The question worth asking before you sign an engagement is not "what will we produce?" It is "what decisions will we be able to make at the end that we cannot make right now?"
The Four Things Discovery Should Actually Produce
There is no universal format for discovery deliverables, and anyone who tells you otherwise is selling a template. But there are four categories of output that matter, and if an engagement is not going to touch all four, you should understand why before you start.
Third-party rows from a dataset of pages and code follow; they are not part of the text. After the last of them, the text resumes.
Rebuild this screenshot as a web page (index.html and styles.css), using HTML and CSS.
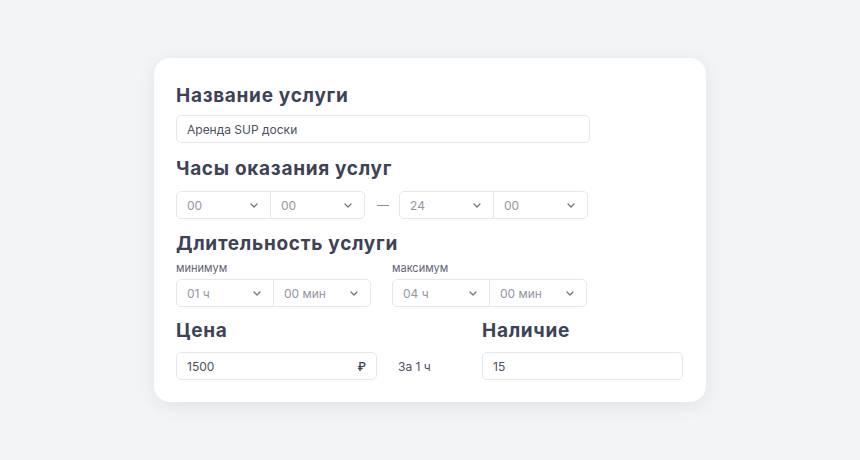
FILE: index.html
```html
<!DOCTYPE html>
<html lang="ru">
<head>
<meta charset="utf-8">
<link rel="stylesheet" href="styles.css">
</head>
<body>
<div class="card">
  <section class="field f-name">
    <h2 class="title">Название услуги</h2>
    <div class="input name">Аренда SUP доски</div>
  </section>

  <section class="field f-hours">
    <h2 class="title">Часы оказания услуг</h2>
    <div class="hours">
      <div class="group g-hours">
        <div class="seg"><span>00</span><svg class="chev" viewBox="0 0 8 5"><path d="M1 1l3 3 3-3"/></svg></div>
        <div class="seg"><span>00</span><svg class="chev" viewBox="0 0 8 5"><path d="M1 1l3 3 3-3"/></svg></div>
      </div>
      <span class="dash"></span>
      <div class="group g-hours">
        <div class="seg"><span>24</span><svg class="chev" viewBox="0 0 8 5"><path d="M1 1l3 3 3-3"/></svg></div>
        <div class="seg"><span>00</span><svg class="chev" viewBox="0 0 8 5"><path d="M1 1l3 3 3-3"/></svg></div>
      </div>
    </div>
  </section>

  <section class="field f-duration">
    <h2 class="title">Длительность услуги</h2>
    <div class="duration">
      <div class="col">
        <div class="label">минимум</div>
        <div class="group">
          <div class="seg"><span>01 ч</span><svg class="chev" viewBox="0 0 8 5"><path d="M1 1l3 3 3-3"/></svg></div>
          <div class="seg"><span>00 мин</span><svg class="chev" viewBox="0 0 8 5"><path d="M1 1l3 3 3-3"/></svg></div>
        </div>
      </div>
      <div class="col">
        <div class="label">максимум</div>
        <div class="group">
          <div class="seg"><span>04 ч</span><svg class="chev" viewBox="0 0 8 5"><path d="M1 1l3 3 3-3"/></svg></div>
          <div class="seg"><span>00 мин</span><svg class="chev" viewBox="0 0 8 5"><path d="M1 1l3 3 3-3"/></svg></div>
        </div>
      </div>
    </div>
  </section>

  <section class="field f-bottom">
    <div class="cell">
      <h2 class="title">Цена</h2>
      <div class="input price"><span>1500</span><span class="rub">₽</span></div>
    </div>
    <div class="per">За 1 ч</div>
    <div class="cell">
      <h2 class="title">Наличие</h2>
      <div class="input">15</div>
    </div>
  </section>
</div>
</body>
</html>
```

FILE: styles.css
```css
* { box-sizing: border-box; }

html, body {
  margin: 0;
  padding: 0;
}

body {
  background: #f3f4f6;
  font-family: Inter, "Noto Sans", "Liberation Sans", sans-serif;
  height: 100vh;
  display: flex;
  align-items: center;
  justify-content: center;
}

.card {
  width: 552px;
  background: #ffffff;
  border-radius: 16px;
  box-shadow: 0 4px 18px rgba(30, 35, 50, 0.08);
  padding: 26px 23px 22px 22px;
}

.title {
  margin: 0 0 8px;
  font-size: 19px;
  line-height: 24px;
  font-weight: 700;
  letter-spacing: 0.7px;
  color: #3d4256;
}

.f-name .title { margin-bottom: 7px; }

.f-hours { margin-top: 14px; }
.f-hours .title { margin-bottom: 10px; }

.f-duration { margin-top: 13px; }
.f-duration .title { margin-bottom: 5px; }

.f-bottom { margin-top: 12px; }
.f-bottom .title { margin-bottom: 9px; }

.input {
  height: 28px;
  border: 1px solid #e5e7eb;
  border-radius: 5px;
  background: #fff;
  display: flex;
  align-items: center;
  padding: 0 10px;
  font-size: 12px;
  color: #4b5060;
}

.input.name {
  width: 414px;
}

.hours {
  display: flex;
  align-items: center;
}

.dash {
  width: 12px;
  height: 1px;
  background: #8a8f9c;
  margin: 0 10px 0 12px;
}

.group {
  display: flex;
  height: 28px;
  border: 1px solid #e5e7eb;
  border-radius: 5px;
  background: #fff;
}

.g-hours {
  width: 189px;
}

.seg {
  flex: 1;
  display: flex;
  align-items: center;
  justify-content: space-between;
  padding: 0 12px 0 10px;
  font-size: 12px;
  color: #9296a3;
}

.seg + .seg {
  border-left: 1px solid #e5e7eb;
}

.chev {
  width: 8px;
  height: 5px;
  fill: none;
  stroke: #6b7080;
  stroke-width: 1.2;
  stroke-linecap: round;
  stroke-linejoin: round;
}

.duration {
  display: flex;
  gap: 21px;
}

.col {
  width: 195px;
}

.label {
  font-size: 11px;
  line-height: 14px;
  color: #5f6475;
  margin-bottom: 4px;
}

.f-bottom {
  display: grid;
  grid-template-columns: 201px 105px 201px;
  align-items: end;
}

.price {
  justify-content: space-between;
}

.rub {
  color: #3d4256;
  font-weight: 500;
}

.per {
  height: 28px;
  display: flex;
  align-items: center;
  padding-left: 21px;
  font-size: 12px;
  color: #4b5060;
}
```
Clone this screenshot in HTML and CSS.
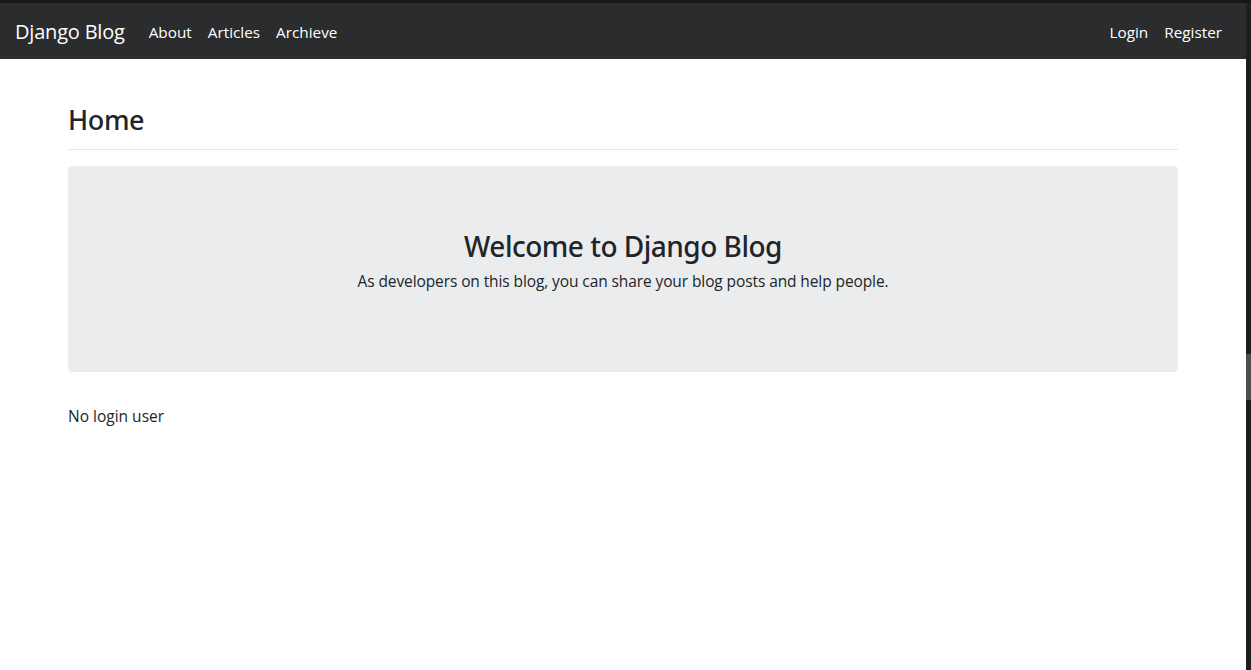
FILE: index.html
```html
<!DOCTYPE html>
<html lang="en">
<head>
<meta charset="utf-8">
<title>Django Blog</title>
<link rel="stylesheet" href="styles.css">
</head>
<body>
<div class="window">
  <div class="page">
    <nav class="navbar">
      <a class="brand" href="#">Django Blog</a>
      <ul class="nav">
        <li><a href="#">About</a></li>
        <li><a href="#">Articles</a></li>
        <li><a href="#">Archieve</a></li>
      </ul>
      <ul class="nav nav-right">
        <li><a href="#">Login</a></li>
        <li><a href="#">Register</a></li>
      </ul>
    </nav>
    <main class="container">
      <h2 class="page-title">Home</h2>
      <section class="jumbotron">
        <h2 class="jumbo-title">Welcome to Django Blog</h2>
        <p class="jumbo-text">As developers on this blog, you can share your blog posts and help people.</p>
      </section>
      <p class="status">No login user</p>
    </main>
  </div>
  <div class="scrollbar"><div class="thumb"></div></div>
</div>
</body>
</html>
```
FILE: styles.css
```css
* { box-sizing: border-box; }
html, body { margin: 0; height: 100%; }
body {
  font-family: "Open Sans", "Noto Sans", sans-serif;
  font-size: 16px;
  line-height: 1.5;
  color: #212529;
  background: #fff;
}
.window {
  display: flex;
  height: 100%;
  border-top: 3px solid #17171a;
}
.page { flex: 1; min-width: 0; }
.scrollbar {
  width: 5px;
  background: #1e1e1e;
  padding-top: 351px;
}
.thumb { height: 46px; background: #4d4d4d; }

.navbar {
  display: flex;
  align-items: center;
  height: 56px;
  padding: 9px 16px 7px 15px;
  background: #2b2c2e;
}
.navbar a { color: #fff; text-decoration: none; }
.brand { font-size: 20px; margin-right: 16px; line-height: 30px; letter-spacing: -0.2px; }
.nav { display: flex; list-style: none; margin: 0; padding: 0; }
.nav a { display: block; padding: 8px; font-size: 15.3px; }
.nav-right { margin-left: auto; }

.container {
  width: 1140px;
  margin: 0 auto;
  padding: 0 15px;
}
.page-title {
  margin: 45px 0 16px;
  padding-bottom: 13px;
  font-family: "Noto Sans", "Open Sans", sans-serif;
  font-size: 27px;
  font-weight: 500;
  line-height: 1.2;
  border-bottom: 1px solid #e5e6e8;
  letter-spacing: -0.4px;
}
.jumbotron {
  background: #ebecee;
  border-radius: 4px;
  height: 206px;
  padding: 64px 32px 0;
  text-align: center;
  margin-bottom: 33px;
}
.jumbo-title {
  margin: 0 0 6px;
  font-family: "Noto Sans", "Open Sans", sans-serif;
  font-size: 28px;
  font-weight: 500;
  line-height: 1.2;
  letter-spacing: -0.5px;
}
.jumbo-text { margin: 0; font-size: 15.5px; letter-spacing: -0.1px; }
.status { margin: 0; font-size: 15.5px; }
```
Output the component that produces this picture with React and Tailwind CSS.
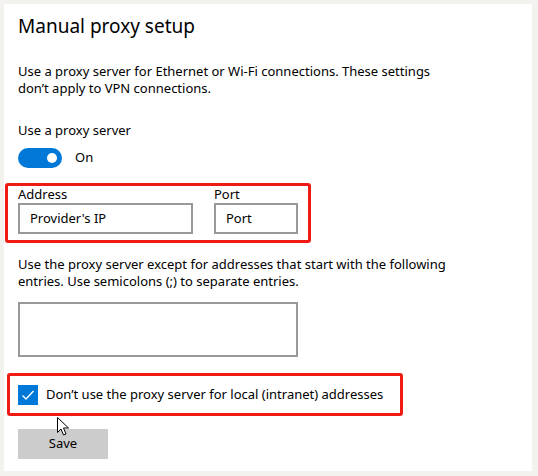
export default function App() {
  const font = { fontFamily: '"Noto Sans", "Open Sans", sans-serif' };
  return (
    <div className="w-[538px] h-[476px] bg-[#f3f2ee] p-[4px] relative" style={font}>
      <div className="w-[528px] h-[467px] bg-white pl-[14px] flex flex-col text-black">
        <div className="mt-[8px] text-[19px] leading-[28px]">Manual proxy setup</div>
        <div className="mt-[23px] text-[13px] leading-[17px] w-[430px]">
          Use a proxy server for Ethernet or Wi-Fi connections. These settings don’t apply to VPN connections.
        </div>
        <div className="mt-[23px] text-[13px] leading-[20px]">Use a proxy server</div>
        <div className="mt-[8px] flex items-center h-[20px]">
          <div className="w-[44px] h-[20px] rounded-full bg-[#0078d7] flex items-center justify-end pr-[5px]">
            <div className="w-[10px] h-[10px] rounded-full bg-white" />
          </div>
          <span className="ml-[13px] text-[13px]">On</span>
        </div>
        <div className="mt-[15px] ml-[-13px] w-[306px] h-[60px] border-[3px] border-[#f01a14] rounded-[3px] pl-[10px] flex gap-[21px]">
          <div className="flex flex-col">
            <div className="text-[13px] leading-[17px]">Address</div>
            <div className="w-[175px] h-[31px] border-2 border-[#999999] flex items-center pl-[10px] text-[13px]">Provider's IP</div>
          </div>
          <div className="flex flex-col">
            <div className="text-[13px] leading-[17px]">Port</div>
            <div className="w-[84px] h-[31px] border-2 border-[#999999] flex items-center pl-[10px] text-[13px]">Port</div>
          </div>
        </div>
        <div className="mt-[13px] text-[13px] leading-[17px] w-[440px]">
          Use the proxy server except for addresses that start with the following entries. Use semicolons (;) to separate entries.
        </div>
        <div className="mt-[12px] w-[280px] h-[55px] border-2 border-[#999999]" />
        <div className="mt-[16px] ml-[-11px] w-[396px] h-[43px] border-[3px] border-[#f01a14] rounded-[3px] pl-[8px] flex items-center">
          <div className="w-[20px] h-[20px] bg-[#0078d7] flex items-center justify-center">
            <svg width="14" height="14" viewBox="0 0 14 14">
              <path d="M1.5 7.5 L5 11 L12.5 3" fill="none" stroke="white" strokeWidth="1.4" />
            </svg>
          </div>
          <span className="ml-[8px] text-[13px]">Don’t use the proxy server for local (intranet) addresses</span>
        </div>
        <div className="mt-[13px] w-[90px] h-[30px] bg-[#cccccc] flex items-center justify-center text-[13px]">Save</div>
      </div>
      <svg className="absolute left-[57px] top-[417px]" width="13" height="20" viewBox="0 0 13 20">
        <path d="M0.5 0.5 L0.5 15.5 L4 12 L6.5 18 L9 17 L6.5 11 L11.5 11 Z" fill="white" stroke="black" strokeWidth="1" strokeLinejoin="miter" />
      </svg>
    </div>
  );
}
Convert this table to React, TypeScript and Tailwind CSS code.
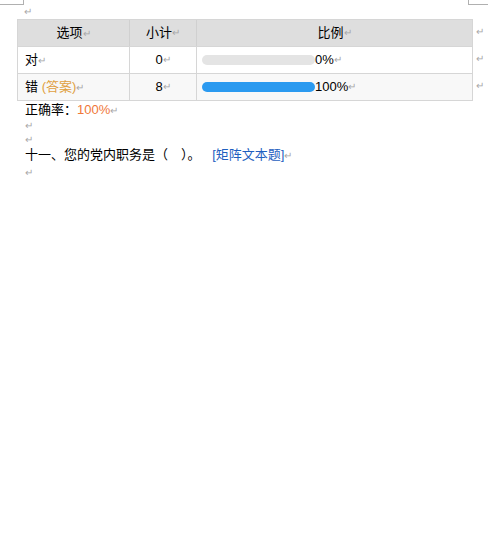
import React from "react";

const R = () => <span className="text-[10px] text-[#a8a8a8] leading-none">↵</span>;

export default function App() {
  const font = { fontFamily: '"Liberation Sans", "Noto Sans CJK SC", sans-serif' };
  return (
    <div className="relative w-[504px] h-[539px] bg-white text-[13px] text-black" style={font}>
      <div className="absolute left-0 top-0 w-[24px] h-[5px] border-b border-r border-[#b0b0b0]" />
      <div className="absolute left-[468px] top-0 w-[20px] h-[5px] border-b border-l border-[#b0b0b0]" />
      <div className="pt-[5px] pl-[24px] h-[19px] leading-[12px]"><R /></div>
      <div className="flex">
        <div className="ml-[17px] w-[456px] border border-[#d6d6d6]">
          <div className="flex h-[26px] bg-[#dedede] items-center">
            <div className="w-[111px] text-center">选项<R /></div>
            <div className="w-[67px] h-full flex items-center justify-center border-l border-[#d0d0d0]">小计<R /></div>
            <div className="flex-1 h-full flex items-center justify-center border-l border-[#d0d0d0]">比例<R /></div>
          </div>
          <div className="flex h-[27px] items-center border-t border-[#d6d6d6]">
            <div className="w-[111px] pl-[7px]">对<R /></div>
            <div className="w-[67px] h-full flex items-center justify-center border-l border-[#d6d6d6]">0<R /></div>
            <div className="flex-1 h-full flex items-center pl-[5px] border-l border-[#d6d6d6]">
              <div className="w-[113px] h-[10px] rounded-full bg-[#e4e4e4]" />
              <span>0%</span><R />
            </div>
          </div>
          <div className="flex h-[27px] items-center border-t border-[#d6d6d6] bg-[#f8f8f8]">
            <div className="w-[111px] pl-[7px]">错 <span className="text-[#e0a040]">(答案)</span><R /></div>
            <div className="w-[67px] h-full flex items-center justify-center border-l border-[#d6d6d6]">8<R /></div>
            <div className="flex-1 h-full flex items-center pl-[5px] border-l border-[#d6d6d6]">
              <div className="w-[113px] h-[10px] rounded-full bg-[#2b9af0]" />
              <span>100%</span><R />
            </div>
          </div>
        </div>
        <div className="flex flex-col pl-[3px]">
          <div className="h-[27px] pt-[2px]"><R /></div>
          <div className="h-[27px] pt-[2px]"><R /></div>
          <div className="h-[27px] pt-[2px]"><R /></div>
        </div>
      </div>
      <div className="pl-[25px] h-[17px] leading-[17px]">正确率：<span className="text-[#f07838]">100%</span><R /></div>
      <div className="pl-[25px] h-[14px] leading-[14px]"><R /></div>
      <div className="pl-[25px] h-[14px] leading-[14px]"><R /></div>
      <div className="pl-[25px] h-[17px] leading-[17px]">十一、您的党内职务是（　）。 <span className="ml-[8px] text-[#1f5fbf]">[矩阵文本题]</span><R /></div>
      <div className="pl-[25px] h-[17px] leading-[17px]"><R /></div>
    </div>
  );
}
A validated problem definition. This sounds obvious. It is not. Most founders enter discovery with a solution in mind and a vague sense of who has the problem. A real discovery process stress-tests both. It should include at least five to eight structured conversations with people who match your target user profile, not friendly feedback sessions, but interviews designed to surface the gap between what people say they want and what they actually do. The output is not a persona slide. It is a written statement of the problem that your team can use to reject features that do not address it.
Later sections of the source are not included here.